17 of 19 people found the following review helpful By Ethan Cooper VINE VOICE on April 3, 2006
Format: Paperback Verified Purchase
Newton Arvin provides an involving overview of Herman Melville's personal life and literary career in this biography, which won the National Book Award in 1950. In contrast to many current biographies, Arvin clearly wrote this book and did not simply edit his lectures. This counts with me, since many biographies nowadays have the pace and style of lectures, not the elegance and precision of great written prose. The result, in this case, is that HERMAN MELVILLE is its own literary experience, not simply informed dictation transferred to the page.

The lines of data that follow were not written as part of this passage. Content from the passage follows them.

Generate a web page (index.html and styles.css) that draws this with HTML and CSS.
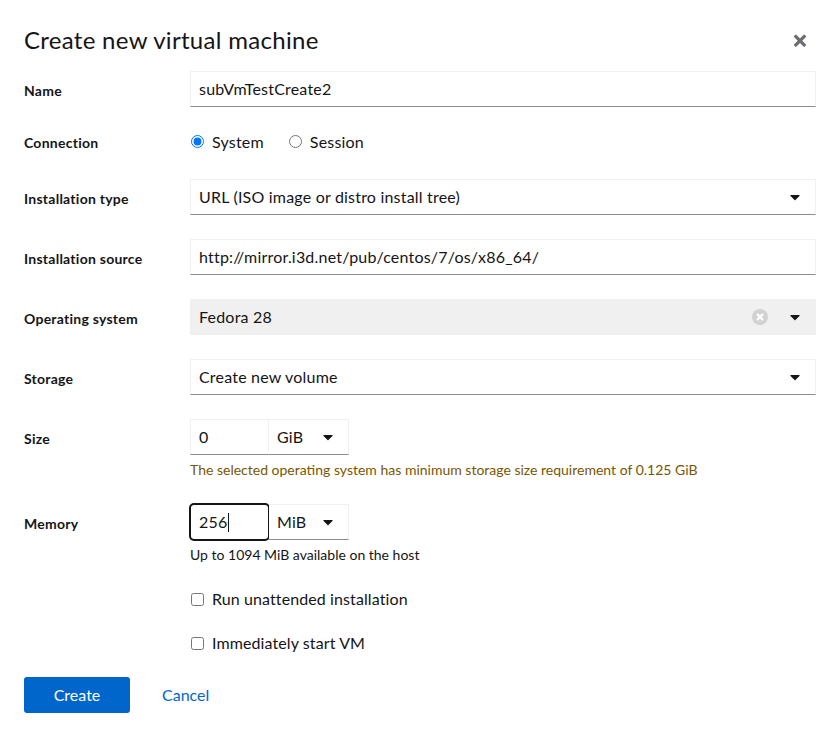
FILE: index.html
```html
<!DOCTYPE html>
<html lang="en">
<head>
<meta charset="utf-8">
<title>Create new virtual machine</title>
<link rel="stylesheet" href="styles.css">
</head>
<body>
<div class="modal" role="dialog" aria-labelledby="title">
  <header class="modal-header">
    <h1 class="modal-title" id="title">Create new virtual machine</h1>
    <button class="close-btn" aria-label="Close">
      <svg class="close-icon" viewBox="0 0 352 512" width="12" height="17.5" aria-hidden="true"><path d="M242.72 256l100.07-100.07c12.28-12.28 12.28-32.19 0-44.48l-22.24-22.24c-12.28-12.28-32.19-12.28-44.48 0L176 189.280 75.930 89.210c-12.28-12.28-32.19-12.28-44.48 0L9.21 111.45c-12.28 12.28-12.28 32.19 0 44.48L109.28 256 9.21 356.07c-12.28 12.28-12.28 32.19 0 44.48l22.24 22.24c12.28 12.28 32.2 12.28 44.48 0L176 322.72l100.07 100.07c12.28 12.28 32.2 12.28 44.48 0l22.24-22.24c12.28-12.28 12.28-32.19 0-44.48L242.72 256z"/></svg>
    </button>
  </header>

  <form class="form">
    <label class="form-label">Name</label>
    <div class="control">
      <div class="text-input">subVmTestCreate2</div>
    </div>

    <label class="form-label no-pad">Connection</label>
    <div class="control radios">
      <label class="radio"><input type="radio" name="conn" checked> System</label>
      <label class="radio"><input type="radio" name="conn"> Session</label>
    </div>

    <label class="form-label">Installation type</label>
    <div class="control">
      <div class="text-input select">
        <span class="select-text">URL (ISO image or distro install tree)</span>
        <svg class="caret" viewBox="0 0 320 512" width="10" height="16" aria-hidden="true"><path d="M31.3 192h257.3c17.8 0 26.7 21.5 14.1 34.1L174.1 354.8c-7.8 7.8-20.5 7.8-28.3 0L17.2 226.1C4.6 213.5 13.5 192 31.3 192z"/></svg>
      </div>
    </div>

    <label class="form-label">Installation source</label>
    <div class="control">
      <div class="text-input">http://mirror.i3d.net/pub/centos/7/os/x86_64/</div>
    </div>

    <label class="form-label">Operating system</label>
    <div class="control">
      <div class="text-input select disabled">
        <span class="select-text">Fedora 28</span>
        <svg class="clear" viewBox="0 0 16 16" width="16" height="16" aria-hidden="true"><circle cx="8" cy="8" r="8" fill="#d2d2d2"/><path d="M5.6 5.6l4.8 4.8M10.4 5.6l-4.8 4.8" stroke="#fff" stroke-width="2.2" stroke-linecap="round"/></svg>
        <svg class="caret" viewBox="0 0 320 512" width="10" height="16" aria-hidden="true"><path d="M31.3 192h257.3c17.8 0 26.7 21.5 14.1 34.1L174.1 354.8c-7.8 7.8-20.5 7.8-28.3 0L17.2 226.1C4.6 213.5 13.5 192 31.3 192z"/></svg>
      </div>
    </div>

    <label class="form-label">Storage</label>
    <div class="control">
      <div class="text-input select">
        <span class="select-text">Create new volume</span>
        <svg class="caret" viewBox="0 0 320 512" width="10" height="16" aria-hidden="true"><path d="M31.3 192h257.3c17.8 0 26.7 21.5 14.1 34.1L174.1 354.8c-7.8 7.8-20.5 7.8-28.3 0L17.2 226.1C4.6 213.5 13.5 192 31.3 192z"/></svg>
      </div>
    </div>

    <label class="form-label">Size</label>
    <div class="control">
      <div class="size-group">
        <div class="text-input num">0</div>
        <div class="text-input select unit">
          <span class="select-text">GiB</span>
          <svg class="caret" viewBox="0 0 320 512" width="10" height="16" aria-hidden="true"><path d="M31.3 192h257.3c17.8 0 26.7 21.5 14.1 34.1L174.1 354.8c-7.8 7.8-20.5 7.8-28.3 0L17.2 226.1C4.6 213.5 13.5 192 31.3 192z"/></svg>
        </div>
      </div>
      <div class="helper warning">The selected operating system has minimum storage size requirement of 0.125 GiB</div>
    </div>

    <label class="form-label">Memory</label>
    <div class="control">
      <div class="size-group">
        <div class="text-input num focused">256<span class="text-caret"></span></div>
        <div class="text-input select unit">
          <span class="select-text">MiB</span>
          <svg class="caret" viewBox="0 0 320 512" width="10" height="16" aria-hidden="true"><path d="M31.3 192h257.3c17.8 0 26.7 21.5 14.1 34.1L174.1 354.8c-7.8 7.8-20.5 7.8-28.3 0L17.2 226.1C4.6 213.5 13.5 192 31.3 192z"/></svg>
        </div>
      </div>
      <div class="helper">Up to 1094 MiB available on the host</div>
    </div>

    <div class="spacer"></div>
    <div class="control">
      <label class="check"><input type="checkbox"> Run unattended installation</label>
    </div>

    <div class="spacer"></div>
    <div class="control">
      <label class="check"><input type="checkbox"> Immediately start VM</label>
    </div>
  </form>

  <footer class="modal-footer">
    <button class="btn btn-primary" type="button">Create</button>
    <button class="btn btn-link" type="button">Cancel</button>
  </footer>
</div>
</body>
</html>
```

FILE: styles.css
```css
html, body {
  margin: 0;
  padding: 0;
  background: #fff;
}

body {
  font-family: Lato, "Liberation Sans", sans-serif;
  color: #151515;
  font-size: 16px;
}

.modal {
  padding: 24px 24px 24px 24px;
}

.modal-header {
  display: flex;
  justify-content: space-between;
  align-items: center;
}

.modal-title {
  margin: 0;
  font-size: 24px;
  line-height: 31px;
  font-weight: 400;
  letter-spacing: 0.3px;
  color: #151515;
}

.close-btn {
  border: 0;
  background: none;
  padding: 0;
  margin: 3px 10px 0 0;
  display: flex;
  cursor: pointer;
}

.close-icon {
  fill: #6a6e73;
}

.form {
  margin: 16px 0 0 0;
  display: grid;
  grid-template-columns: 166px 1fr;
  row-gap: 24px;
}

.form-label {
  font-size: 14px;
  font-weight: 700;
  line-height: 21px;
  letter-spacing: 0.25px;
  padding-top: 9px;
}

.form-label.no-pad {
  padding-top: 1px;
}

.control {
  min-width: 0;
}

.text-input {
  box-sizing: border-box;
  height: 36px;
  border: 1px solid #f0f0f0;
  border-bottom-color: #8a8d90;
  padding: 0 8px;
  display: flex;
  align-items: center;
  font-size: 16px;
  line-height: 24px;
  letter-spacing: 0.2px;
  color: #151515;
  background: #fff;
  white-space: nowrap;
}

.select {
  padding-right: 15px;
}

.select-text {
  flex: 1;
}

.caret {
  fill: #151515;
  flex: none;
}

.clear {
  flex: none;
  margin-right: 22px;
}

.disabled {
  background: #f0f0f0;
  border-color: #f0f0f0;
}

.radios {
  display: flex;
  align-items: flex-start;
  height: 24px;
  line-height: 21px;
}

.radio {
  display: inline-flex;
  align-items: center;
  margin-right: 24px;
  font-size: 16px;
  letter-spacing: 0.2px;
}

.radio input {
  width: 13px;
  height: 13px;
  margin: 0 8px 0 1px;
}

.size-group {
  display: flex;
}

.num {
  width: 79px;
}

.unit {
  width: 80px;
  border-left: none;
}

.focused {
  outline: 2px solid #151515;
  outline-offset: -1px;
  border-radius: 4px;
}

.text-caret {
  display: inline-block;
  width: 1px;
  height: 19px;
  background: #151515;
  margin-left: 1px;
}

.helper {
  margin-top: 4px;
  font-size: 14px;
  line-height: 21px;
}

.helper.warning {
  color: #795600;
}

.check {
  display: flex;
  align-items: center;
  height: 20px;
  font-size: 16px;
  line-height: 20px;
  letter-spacing: 0.1px;
}

.check input {
  width: 13px;
  height: 13px;
  margin: 0 8px 0 1px;
}

.modal-footer {
  display: flex;
  align-items: center;
  padding-top: 24px;
}

.btn {
  font-family: inherit;
  font-size: 16px;
  line-height: 24px;
  height: 36px;
  border: 0;
  border-radius: 3px;
  cursor: pointer;
}

.btn-primary {
  background: #0066cc;
  color: #fff;
  min-width: 106px;
  padding: 0 16px;
}

.btn-link {
  background: none;
  color: #0066cc;
  padding: 0 16px;
  margin-left: 16px;
}
```
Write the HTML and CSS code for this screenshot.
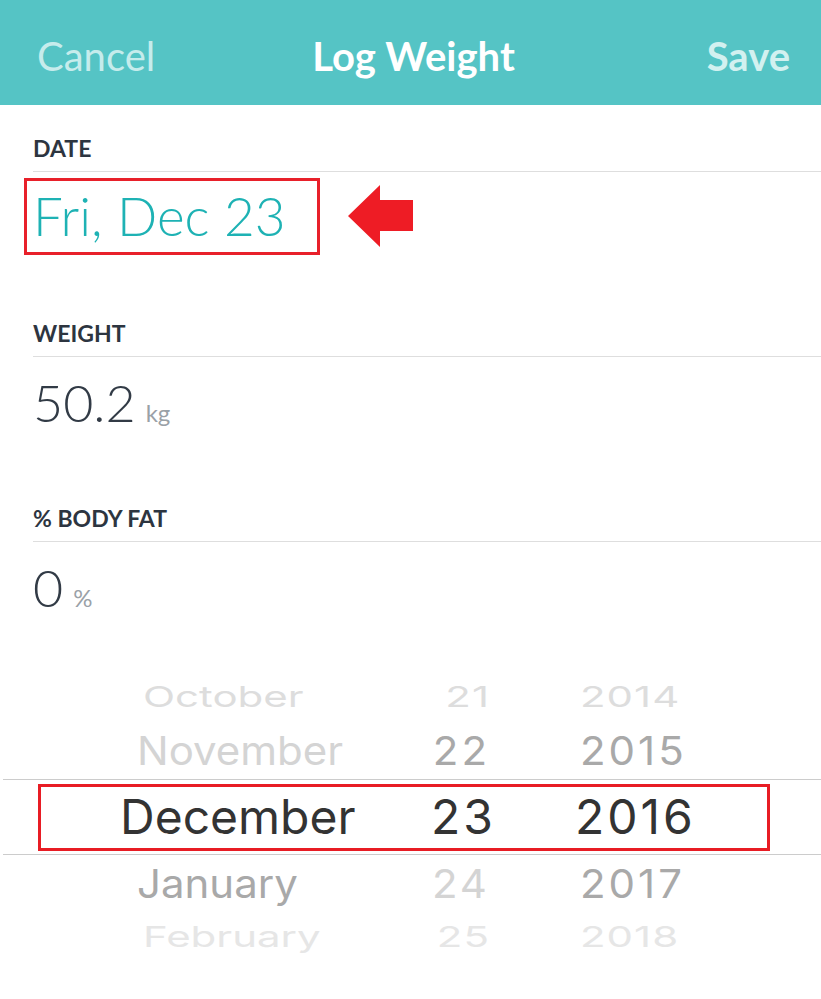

Certainly, Herman Melville wrote what Arvin calls "one very great book." And Arvin does a wonderful job describing what he believes is great about MOBY DICK in his excellent chapter "The Whale". But he does an even better job addressing this question: Why didn't Melville write more great books after hitting his stride in MOBY DICK? The short answers to this question are burnout and Melville's failure, after MOBY DICK, to find a form to match his gifts. As Arvin explains, Melville chose, after his great book "...to write in a form that was as inexpressive to him as a foreign tongue." In a sense, this makes Melville's decline a lesson to all writers, as they grope for the form and structure that celebrates their content.

Although published in 1950, HERMAN MELVILLE holds up very well. By current mores, this biography probably underplays Melville's sexual issues and overplays its occasional Freudian insights. But the book is NOT dated.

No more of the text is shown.